Background on Elders Share the Arts
Elders Share the Arts (ESTA) was a community arts organization founded in 1979 by Susan Perlstein. Based in New York City, ESTA programs combined arts with oral history, life review, reminiscence theory, and intergenerational arts. Programs included Pearls of Wisdom, Legacy Arts, Living history, and Arts and Memory.
ESTA began as a single living-history theater workshop at the Hodson Senior Center in the South Bronx and then spread to other senior centers in New York City. The original living-history theater workshop laid the groundwork for Pearls of Wisdom, a touring ensemble of elder storytellers who use material from their own lives in their performances.

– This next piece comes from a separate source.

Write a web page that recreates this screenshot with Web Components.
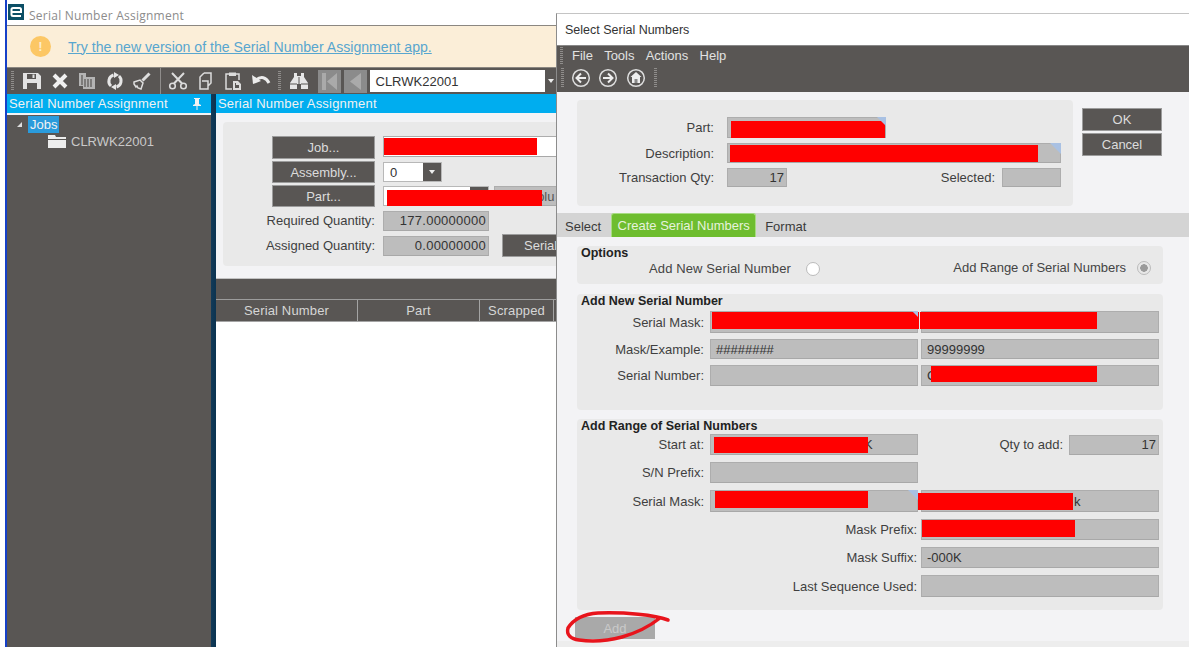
<!DOCTYPE html>
<html>
<head>
<meta charset="utf-8">
<title>Serial Number Assignment</title>
<style>
  html, body { margin: 0; height: 100%; background: #fff; overflow: hidden; }
  body { font: 13px "Liberation Sans", Arial, sans-serif; color: #3a3a3a; }
</style>
</head>
<body>
<main-window></main-window>
<serial-dialog></serial-dialog>

<script>
const UI_FONT = '"Liberation Sans", Arial, sans-serif'

const ICONS = {
  save: '<path fill="#e2e2e2" fill-rule="evenodd" d="M1 2h15l3 3v13H1zM5 3v5h9V3zM5 12v6h10v-6z"/><rect x="10.5" y="3.5" width="2" height="3.5" fill="#e2e2e2"/>',
  close: '<path stroke="#f0f0f0" stroke-width="4" d="M4 4l12 12M16 4L4 16"/>',
  paste: '<path fill="#b4b4b4" d="M2 2h7v4h9v12H6v-3H2z"/><path stroke="#595654" stroke-width="1.2" fill="none" d="M5 4v10M8 8v8M11 8v8M14 8v8"/>',
  refresh: '<path fill="none" stroke="#e6e6e6" stroke-width="3" d="M8.500 4A6.500 6.500 0 0 0 6 15M11.500 16A6.500 6.500 0 0 0 14 5"/><path fill="#e6e6e6" d="M9 1l5 3-5 3zM11 19l-5-3 5-3z"/>',
  brush: '<path fill="none" stroke="#dedede" stroke-width="1.500" d="M2 11l6-2 3 3-2 6-3-1-1-2-1 1-2-3z"/><path stroke="#dedede" stroke-width="3" d="M10.500 9.500l7-7"/>',
  cut: '<circle cx="4.500" cy="15" r="2.800" fill="none" stroke="#dcdcdc" stroke-width="1.600"/><circle cx="15.500" cy="15" r="2.800" fill="none" stroke="#dcdcdc" stroke-width="1.600"/><path stroke="#dcdcdc" stroke-width="2" d="M6 12.500L16 2M14 12.500L4 2"/>',
  copy: '<path fill="none" stroke="#dcdcdc" stroke-width="1.500" d="M8 2h7v10l-3 3M8 2L4 6v12h8v-8H6"/>',
  clip: '<path fill="none" stroke="#dcdcdc" stroke-width="1.500" d="M6 3H3v15h6M13 3h3v6"/><rect x="6" y="1.500" width="7" height="3.500" fill="#dcdcdc"/><path fill="#dcdcdc" d="M10 10h5l3 3v6h-8zM12 12v5h4v-3h-3v-2z"/>',
  undo: '<path fill="none" stroke="#ececec" stroke-width="3" d="M5 9c5-4 10-3 13 3"/><path fill="#ececec" d="M1 4l1 9 8-3z"/>',
  find: '<path fill="#e6e6e6" d="M5 2h3v3h4V2h3v4l4 6v6h-7v-5H8v5H1v-6l4-6z"/><path stroke="#595654" d="M10 6v9M1 13h7M12 13h7"/>',
  back: '<circle cx="10" cy="10" r="8.300" fill="none" stroke="#ddd" stroke-width="1.500"/><path fill="none" stroke="#eee" stroke-width="2" d="M15 10H6M10 5.500L5.500 10l4.500 4.500"/>',
  forward: '<circle cx="10" cy="10" r="8.300" fill="none" stroke="#ddd" stroke-width="1.500"/><path fill="none" stroke="#eee" stroke-width="2" d="M5 10h9M10 5.500l4.500 4.500-4.500 4.500"/>',
  home: '<circle cx="10" cy="10" r="8.300" fill="none" stroke="#ddd" stroke-width="1.500"/><path fill="#eee" d="M10 4l5.500 5H14v6H6V9H4.500z"/><rect x="8.500" y="11" width="3" height="4" fill="#888"/>'
}

class Element_ extends HTMLElement {
  constructor () {
    super()
    this.shadow = this.attachShadow({ mode: 'open' })
  }

  connectedCallback () {
    this.render()
  }
}

class ToolIcon extends Element_ {
  render () {
    this.shadow.innerHTML = /* html */`
      <style>
        :host{ display:block; width:20px; height:20px; }
        svg{ display:block; }
      </style>
      <svg width="20" height="20" viewBox="0 0 20 20">${ICONS[this.getAttribute('name')]}</svg>
    `
  }
}

class GripBar extends Element_ {
  render () {
    this.shadow.innerHTML = /* html */`
      <style>
        :host{
          display:block; width:3px; height:20px;
          background: repeating-linear-gradient(#8f8d8b 0 1px, transparent 1px 2px);
        }
      </style>
    `
  }
}

class DarkButton extends Element_ {
  render () {
    this.shadow.innerHTML = /* html */`
      <style>
        :host{
          display:flex; align-items:center; justify-content:center;
          box-sizing:border-box; border:1px solid #9c9c9c; background:#595654;
          color:#dcdcdc; font:13px ${UI_FONT};
        }
        :host([disabled]){ background:#a9a9a9; border-color:#a9a9a9; color:#c9c9c9; }
      </style>
      <slot></slot>
    `
  }
}

class FormField extends Element_ {
  render () {
    this.shadow.innerHTML = /* html */`
      <style>
        :host{
          display:flex; align-items:center; position:relative;
          box-sizing:border-box; padding:0 5px; background:#bdbdbd;
          border:1px solid #adadad; border-bottom-color:#a8a8a8;
          color:#333; font:13px ${UI_FONT}; white-space:nowrap;
        }
        :host([white]){ background:#fff; }
        :host([right]){ justify-content:flex-end; }
        i{
          position:absolute; top:-1px; right:-1px; width:0; height:0;
          border-style:solid; border-width:0 var(--fold, 0) var(--fold, 0) 0;
          border-color:transparent #a9c1e3 transparent transparent;
        }
      </style>
      <slot></slot><i></i>
    `
  }
}

class RedMark extends Element_ {
  render () {
    this.shadow.innerHTML = '<style>:host{ display:block; position:absolute; background:#ff0000; }</style>'
  }
}

class ComboField extends Element_ {
  render () {
    this.shadow.innerHTML = /* html */`
      <style>
        :host{
          display:flex; position:relative; box-sizing:border-box; background:#fff;
          border:1px solid #b8b8b8; color:#333; font:13px ${UI_FONT};
        }
        span{ flex:1; display:flex; align-items:center; padding-left:6px; }
        b{ width:var(--arrow, 18px); background:#595654; display:flex; align-items:center; justify-content:center; }
        b::after{ content:''; border:3.500px solid transparent; border-top:4px solid #eee; border-bottom:0; }
      </style>
      <span><slot></slot></span><b></b>
    `
  }
}

class GroupBox extends Element_ {
  render () {
    this.shadow.innerHTML = /* html */`
      <style>
        :host{
          display:block; box-sizing:border-box; background:#e9e9e9; border-radius:4px;
          font:13px ${UI_FONT}; color:#3a3a3a;
        }
        h4{
          margin:0; padding-left:4px; font:bold 12.5px/15px ${UI_FONT}; color:#222;
          height:var(--head, 15px);
        }
      </style>
      <h4>${this.getAttribute('heading') || ''}</h4>
      <slot></slot>
    `
  }
}

class FormGrid extends Element_ {
  render () {
    this.shadow.innerHTML = /* html */`
      <style>
        :host{ display:grid; }
        ::slotted(label){
          display:flex; align-items:center; justify-content:flex-end;
          white-space:nowrap; font:13px ${UI_FONT}; color:#3f3f3f;
        }
      </style>
      <slot></slot>
    `
  }
}

class MainToolbar extends Element_ {
  render () {
    this.shadow.innerHTML = /* html */`
      <style>
        :host{
          display:flex; align-items:center; gap:7.5px; box-sizing:border-box;
          height:27px; padding-left:4px; background:#595654;
          border-top:1px solid #8b8781;
        }
        grip-bar{ margin-right:.5px; }
        s{ width:1px; height:27px; background:#8f8d8b; }
        .nav{ display:flex; gap:3px; margin-left:1px; }
        .nav div{
          width:23px; height:23px; background:#8b8b8b; display:flex; align-items:center; justify-content:center;
        }
        combo-field{ width:188px; height:22px; margin-left:-4.500px; border:0; --arrow:12px; }
      </style>
      <grip-bar></grip-bar>
      <tool-icon name="save"></tool-icon>
      <tool-icon name="close"></tool-icon>
      <tool-icon name="paste"></tool-icon>
      <tool-icon name="refresh"></tool-icon>
      <tool-icon name="brush"></tool-icon>
      <s></s>
      <tool-icon name="cut"></tool-icon>
      <tool-icon name="copy"></tool-icon>
      <tool-icon name="clip"></tool-icon>
      <tool-icon name="undo"></tool-icon>
      <grip-bar></grip-bar>
      <tool-icon name="find"></tool-icon>
      <div class="nav">
        <div><svg width="15" height="17" viewBox="0 0 15 17"><path fill="#aaa" d="M0 0h4v17H0zM15 0v17L5 8.500z"/></svg></div>
        <div><svg width="11" height="17" viewBox="0 0 11 17"><path fill="#aaa" d="M11 0v17L0 8.500z"/></svg></div>
      </div>
      <combo-field>CLRWK22001</combo-field>
    `
  }
}

class TreePanel extends Element_ {
  render () {
    this.shadow.innerHTML = /* html */`
      <style>
        :host{ display:block; width:204px; background:#595654; color:#c9c9c9; font:13px ${UI_FONT}; }
        header{
          display:flex; justify-content:space-between; align-items:center;
          height:19px; padding:0 9px 0 2px; background:#00adef; color:#f2f2f2;
          border-bottom:2px solid #f3f3f5; letter-spacing:.2px;
        }
        ul{ list-style:none; margin:0; padding:1px 0 0 10px; }
        .root{ display:flex; align-items:center; gap:6px; height:17px; }
        .root u{ border-style:solid; border-width:0 0 5px 5px; border-color:transparent transparent #ddd transparent; }
        .root span{ background:#2a9bdc; color:#f2f2f2; padding:0 2px; line-height:17px; }
        .job{ display:flex; align-items:center; gap:5px; height:17px; margin:0 0 0 31px; }
      </style>
      <header>Serial Number Assignment
        <svg width="10" height="12" viewBox="0 0 10 12"><path fill="#f2f2f2" d="M2 0h6v1H7v5l2 1v1H5.500v4h-1V8H1V7l2-1V1H2z"/></svg>
      </header>
      <ul>
        <li class="root"><u></u><span>Jobs</span></li>
        <li class="job">
          <svg width="18" height="13" viewBox="0 0 18 13"><path fill="#ededed" d="M0 0h7l1 2h10v2H0zM0 5h18v8H0z"/></svg>
          CLRWK22001
        </li>
      </ul>
    `
  }
}

class JobPanel extends Element_ {
  render () {
    this.shadow.innerHTML = /* html */`
      <style>
        :host{ display:flex; flex-direction:column; flex:1; min-width:0; background:#f3f3f5; font:13px ${UI_FONT}; overflow:hidden; }
        header{ height:19px; line-height:19px; padding-left:2px; background:#00adef; color:#f2f2f2; letter-spacing:.2px; }
        group-box{ margin:9px 0 0 7px; height:144px; --head:0; padding:14px 0 0 49px; border-radius:4px 0 0 4px; }
        form-grid{
          grid-template-columns:103px 106px 1fr;
          grid-template-rows:23px 22px 22px 23px 23px;
          column-gap:8px; row-gap:2px;
        }
        .wide{ grid-column:2 / -1; height:21px; }
        .assembly{ width:59px; height:20px; margin-top:1px; }
        .part{ display:flex; gap:5px; grid-column:2 / -1; position:relative; }
        .part combo-field{ width:106px; height:20px; margin-top:1px; flex:none; }
        .part form-field{ flex:1; height:20px; margin-top:1px; color:#555; padding-left:6px; }
        .qty{ height:20px; align-self:center; letter-spacing:.25px; padding-right:2px; }
        .serial{ margin-left:5px; width:80px; justify-content:flex-start; padding-left:21px; }
        .table{ margin-top:12px; background:#fff; flex:1; border-top:1px solid #c2c2c2; }
        .band{ height:20px; background:#595654; border-bottom:1px solid #9c9c9c; }
        .cols{
          display:grid; grid-template-columns:142px 122px 74px 1fr; height:21px;
          background:#595654; color:#d6d6d6; border-bottom:1px solid #a4a4a4; letter-spacing:.15px;
        }
        .cols div{ display:flex; align-items:center; justify-content:center; border-right:1px solid #a4a4a4; }
        .cols div:last-child{ border-right:0; }
      </style>
      <header>Serial Number Assignment</header>
      <group-box>
        <form-grid>
          <dark-button>Job...</dark-button>
          <form-field white class="wide"><red-mark style="left:0;top:1px;width:153px;height:17px"></red-mark></form-field>
          <dark-button>Assembly...</dark-button>
          <combo-field class="assembly">0</combo-field>
          <span></span>
          <dark-button>Part...</dark-button>
          <div class="part">
            <combo-field></combo-field>
            <form-field>Non Solu</form-field>
            <red-mark style="left:4px;top:5px;width:155px;height:16px"></red-mark>
          </div>
          <label>Required Quantity:</label>
          <form-field right class="qty">177.00000000</form-field>
          <span></span>
          <label>Assigned Quantity:</label>
          <form-field right class="qty">0.00000000</form-field>
          <dark-button class="serial">Serial</dark-button>
        </form-grid>
      </group-box>
      <div class="table">
        <div class="band"></div>
        <div class="cols"><div>Serial Number</div><div>Part</div><div>Scrapped</div><div></div></div>
      </div>
    `
  }
}

class MainWindow extends Element_ {
  render () {
    this.shadow.innerHTML = /* html */`
      <style>
        :host{
          position:absolute; left:5px; top:0; bottom:0; width:552px;
          display:flex; flex-direction:column; box-sizing:border-box;
          border-left:2px solid #1640c8; background:#fff; font:13px ${UI_FONT};
        }
        .title{
          display:flex; align-items:center; gap:5px; box-sizing:content-box; height:20px; padding:5px 0 0 1px;
          color:#8c8c8c; font:12px "Open Sans", sans-serif; letter-spacing:.25px;
          border-bottom:1px solid #8b8781;
        }
        .logo{ width:16px; height:16px; display:block; margin-top:-7px; }
        .banner{ display:flex; align-items:center; height:41px; background:#fbeed8; }
        .alert{
          width:21px; height:21px; border-radius:50%; background:#fcc765; color:#fdeccd;
          margin-left:23px; display:flex; align-items:center; justify-content:center; font:bold 13px ${UI_FONT};
        }
        a{ margin-left:17px; color:#58a6cf; font:14.1px ${UI_FONT}; text-decoration:underline; }
        .panels{ display:flex; flex:1; min-height:0; }
        .split{ width:5px; background:linear-gradient(90deg,#123a58,#0b3350); }
      </style>
      <div class="title">
        <svg class="logo" viewBox="0 0 16 16"><rect width="16" height="16" fill="#0c4f66"/><path fill="none" stroke="#fff" stroke-width="2" d="M13 12H5a1.500 1.500 0 0 1-1.500-1.500v-5A1.500 1.500 0 0 1 5 4h6.500A1.500 1.500 0 0 1 13 5.500V8H3.500"/></svg>
        Serial Number Assignment
      </div>
      <div class="banner">
        <span class="alert">!</span>
        <a href="#">Try the new version of the Serial Number Assignment app.</a>
      </div>
      <main-toolbar></main-toolbar>
      <div class="panels">
        <tree-panel></tree-panel>
        <div class="split"></div>
        <job-panel></job-panel>
      </div>
    `
  }
}

class SerialDialog extends Element_ {
  render () {
    this.shadow.innerHTML = /* html */`
      <style>
        :host{
          position:absolute; left:556px; top:13px; right:0; bottom:0;
          display:flex; flex-direction:column; box-sizing:border-box;
          border-left:1px solid #8c8c8c; border-top:1px solid #c4c4c4;
          background:#f3f3f5; font:13px ${UI_FONT}; color:#3a3a3a;
        }
        .title{ height:31px; line-height:33px; padding-left:8px; background:#fff; font-size:12.5px; color:#333; }
        .bars{ height:47px; background:#595654; color:#e2e2e2; padding-left:3px; border-top:1px solid #888; box-sizing:border-box; }
        .menu{ display:flex; align-items:center; height:18px; }
        .menu span{ margin-right:11.2px; }
        .menu span:first-of-type{ margin-left:9px; }
        .nav{ display:flex; align-items:center; gap:7.500px; height:27px; }
        .nav grip-bar:first-child{ margin-right:-9px; }
        .nav tool-icon:first-of-type{ margin-left:8px; }
        .nav grip-bar{ margin-left:1px; }

        .top{ display:flex; gap:9px; margin:8px 0 0 20px; }
        .head{ width:496px; height:106px; --head:0; padding-top:17px; }
        .head form-grid{
          grid-template-columns:150px 60px 215px 59px;
          grid-template-rows:21px 20px 19px; row-gap:5px;
        }
        .head label{ padding-right:13px; }
        .head .sel{ padding-right:7px; }
        .head form-field[right]{ padding-right:2px; }
        .actions{ display:flex; flex-direction:column; gap:2px; width:80px; margin-top:8px; }
        .actions dark-button{ height:23px; }

        .tabs{ display:flex; height:24px; margin-top:7px; padding-left:8px; background:#d4d4d4; align-items:stretch; }
        .tabs span{ display:flex; align-items:center; padding-top:3px; box-sizing:border-box; }
        .tabs .on{
          width:145px; margin:0 9px 0 10px; padding:0 0 1px; justify-content:center; background:#6ebd2f; color:#e6f2dc;
          border:1px solid #a7db82; border-bottom:0; border-radius:3px 3px 0 0;
        }

        .pages{ margin-left:20px; width:586px; display:flex; flex-direction:column; }
        .options{ margin-top:9px; height:38px; --head:15px; }
        .choices{ display:flex; justify-content:space-between; padding:0 12px 0 72px; color:#444; }
        .choices div{ display:flex; align-items:center; gap:15px; letter-spacing:.12px; }
        .choices div + div{ gap:11px; margin-top:-2px; letter-spacing:0; }
        .radio{ width:12px; height:12px; border-radius:50%; background:#fff; border:1px solid #bbb; box-sizing:content-box; }
        .radio.on{ background:radial-gradient(circle, #9b9b9b 0 3.500px, #e8e8e8 4px); }

        .single{ margin-top:10px; height:116px; --head:17px; }
        .range{ margin-top:9px; height:191px; }
        form-grid.cols{ grid-template-columns:133px 208px 241px; column-gap:0; }
        .cols label{ padding-right:6px; }
        .cols form-field + form-field{ margin-left:3px; }
        .single form-grid{ grid-template-rows:22px 20px 21px; row-gap:6px; }
        .range form-grid{ grid-template-rows:21px 21px 22px 21px 21px 22px; row-gap:7px; }
        .cols .span{ grid-column:1 / 3; padding-right:1px; }
        .third{ grid-column:3; margin-left:3px; }
        .qty{ grid-column:3; display:flex; justify-content:flex-end; gap:6px; color:#3f3f3f; align-items:center; }
        .qty form-field{ width:90px; height:20px; padding-right:2px; }
        .mask{ grid-column:2 / 4; display:grid; grid-template-columns:208px 1fr; }

        .foot{ position:relative; margin:7px 0 0 18px; width:80px; height:22px; }
        .foot dark-button{ height:100%; }
        .ink{ position:absolute; left:-10px; top:-6px; overflow:visible; }
        .rest{ flex:1; margin-top:2px; background:#ededed; }
      </style>
      <div class="title">Select Serial Numbers</div>
      <div class="bars">
        <div class="menu"><grip-bar></grip-bar><span>File</span><span>Tools</span><span>Actions</span><span>Help</span></div>
        <div class="nav">
          <grip-bar></grip-bar>
          <tool-icon name="back"></tool-icon>
          <tool-icon name="forward"></tool-icon>
          <tool-icon name="home"></tool-icon>
          <grip-bar></grip-bar>
        </div>
      </div>

      <div class="top">
        <group-box class="head">
          <form-grid>
            <label>Part:</label>
            <form-field style="grid-column:2 / -1;width:159px;--fold:9px"><red-mark style="left:3px;top:3px;width:154px;height:17px"></red-mark></form-field>
            <label>Description:</label>
            <form-field style="grid-column:2 / -1;width:334px;--fold:11px"><red-mark style="left:2px;top:1px;width:308px;height:17px"></red-mark></form-field>
            <label>Transaction Qty:</label>
            <form-field right>17</form-field>
            <label class="sel">Selected:</label>
            <form-field></form-field>
          </form-grid>
        </group-box>
        <div class="actions">
          <dark-button>OK</dark-button>
          <dark-button>Cancel</dark-button>
        </div>
      </div>

      <div class="tabs"><span>Select</span><span class="on">Create Serial Numbers</span><span>Format</span></div>

      <div class="pages">
        <group-box class="options" heading="Options">
          <div class="choices">
            <div>Add New Serial Number <span class="radio"></span></div>
            <div>Add Range of Serial Numbers <span class="radio on"></span></div>
          </div>
        </group-box>

        <group-box class="single" heading="Add New Serial Number">
          <form-grid class="cols">
            <label>Serial Mask:</label>
            <form-field style="--fold:6px"><red-mark style="left:1px;top:0;width:207px;height:17px"></red-mark></form-field>
            <form-field><red-mark style="left:-2px;top:0;width:177px;height:17px"></red-mark></form-field>
            <label>Mask/Example:</label>
            <form-field>########</form-field>
            <form-field>99999999</form-field>
            <label>Serial Number:</label>
            <form-field></form-field>
            <form-field>C<red-mark style="left:9px;top:0;width:166px;height:16px"></red-mark></form-field>
          </form-grid>
        </group-box>

        <group-box class="range" heading="Add Range of Serial Numbers">
          <form-grid class="cols">
            <label>Start at:</label>
            <form-field style="padding-left:153px">K<red-mark style="left:3px;top:2px;width:154px;height:16px"></red-mark></form-field>
            <div class="qty">Qty to add:<form-field right>17</form-field></div>
            <label>S/N Prefix:</label>
            <form-field></form-field>
            <span></span>
            <label>Serial Mask:</label>
            <div class="mask">
              <form-field style="--fold:10px"><red-mark style="left:4px;top:0;width:153px;height:17px"></red-mark></form-field>
              <form-field style="padding-left:152px">k<red-mark style="left:-4px;top:2px;width:155px;height:17px"></red-mark></form-field>
            </div>
            <label class="span">Mask Prefix:</label>
            <form-field class="third"><red-mark style="left:0;top:0;width:153px;height:17px"></red-mark></form-field>
            <label class="span">Mask Suffix:</label>
            <form-field class="third">-000K</form-field>
            <label class="span">Last Sequence Used:</label>
            <form-field class="third"></form-field>
          </form-grid>
        </group-box>
      </div>

      <div class="foot">
        <dark-button disabled>Add</dark-button>
        <svg class="ink" width="110" height="40" viewBox="0 0 110 40">
          <path fill="none" stroke="#e8141c" stroke-width="3.500" stroke-linecap="round" stroke-linejoin="round"
            d="M103 9C90 4 60 1 33 2 18 3 8 9 3 17 1 24 6 28 14 29c14 2 28 1 43-3 14-4 28-11 38-19"/>
        </svg>
      </div>
      <div class="rest"></div>
    `
  }
}

customElements.define('tool-icon', ToolIcon)
customElements.define('grip-bar', GripBar)
customElements.define('dark-button', DarkButton)
customElements.define('form-field', FormField)
customElements.define('red-mark', RedMark)
customElements.define('combo-field', ComboField)
customElements.define('group-box', GroupBox)
customElements.define('form-grid', FormGrid)
customElements.define('main-toolbar', MainToolbar)
customElements.define('tree-panel', TreePanel)
customElements.define('job-panel', JobPanel)
customElements.define('main-window', MainWindow)
customElements.define('serial-dialog', SerialDialog)
</script>
</body>
</html>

ESTA expanded their living history programs to include other art forms including theater, murals, collage, writing, photography, and dance. ESTA worked with senior, youth, and cultural institutions in the greater New York City area to form partnerships that provide intergenerational arts programs. Intergenerational programs partnered children and youth with the elderly. Participants in these programs shared their stories with each other and then transformed them into original works of art. Living History theater programs translated the stories into plays or drama while Legacy Works transformed the stories into paintings, collages, murals, writings, photography, mixed media, and other non-performing art forms.
As a pioneer in the field of creative aging and worked to educate and train others in the field of creative aging, Elders Share the Arts worked diligently to train administrators, artists, educators, social workers, students, seniors, therapists, gerontologists, and volunteers in the skills required to create oral history and arts programs for seniors. They were instrumental too in founding the National Center for Creative Aging (NCCA), an advocacy, policy, and networking organization, established by Susan Perlstein as an ESTA program in 2001 through a partnership with the National Council on Aging (NCOA) and the National Endowment for the Arts (NEA). NCCA became an independent non-profit based out of Washington, D.C., in 2007.
After nearly forty years of operation, ESTA closed on June 30, 2018. They live on, however, in the work of those they inspired and trained, and many of their programs -- including Pearls of Wisdom, History Alive, and Legacy Arts -- will be continued by other well-established organizations in the field of creative aging.